To make the test less brittle, would it be possible to explicitly select only the optimization passes that are needed?

In D88363#2319242, @bdf wrote:

Can you explain the kind of issues you're having?

At the shallowest level, our -O1 produces different IR and fails the test, which is more or less our problem; however my understanding is that tests in the LLVM project / subprojects should aim to test as little amount of code as possible. Relying on all of -O1 makes it a brittle test -- changes to any optimisation pass enabled in -O1 could cause this test to fail spuriously.

Instead, I believe the test should be in two parts:

  • One checking clang produces the correct /unoptimised/ IR output
  • One or more checking that the consuming IR passes do-the-right-thing

As I see, the intent of the test is not so much to verify a certain expected output, but more to verify that two styles of likelihood hints in C code produce the same code structure and branch weights. Theses styles are likely/unlikely-annotations, and use of __builtin_expect in the if condition. But the processing of these two is quite different:

  • for likely/unlikely annotations, branch weights are added immediately in the initial CodeGen
  • __builtin_expect is first translated straightforward to an expect intrinsic, then processed by a later lower-expect pass

To make the test less brittle, would it be possible to explicitly select only the optimization passes that are needed?

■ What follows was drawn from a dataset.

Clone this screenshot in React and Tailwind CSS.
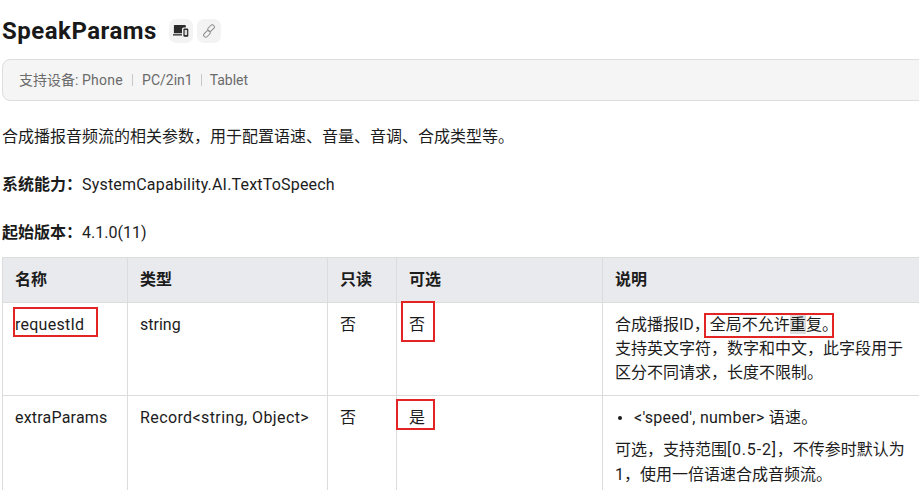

Indeed verifying the output of the likelihood attributes against __builtin_expect is exactly what's required. But I think I can make the test less brittle by using the following command. This only runs the lower expect pass, which lowers the __builtin_expect.
RUN: %clang_cc1 -O1 -disable-llvm-passes -emit-llvm %s -o - -triple=x86_64-linux-gnu | opt --lower-expect -S | FileCheck %s

I'll work on a patch to solve the issue.

I created D89204 which hopefully fixes Sony's issue.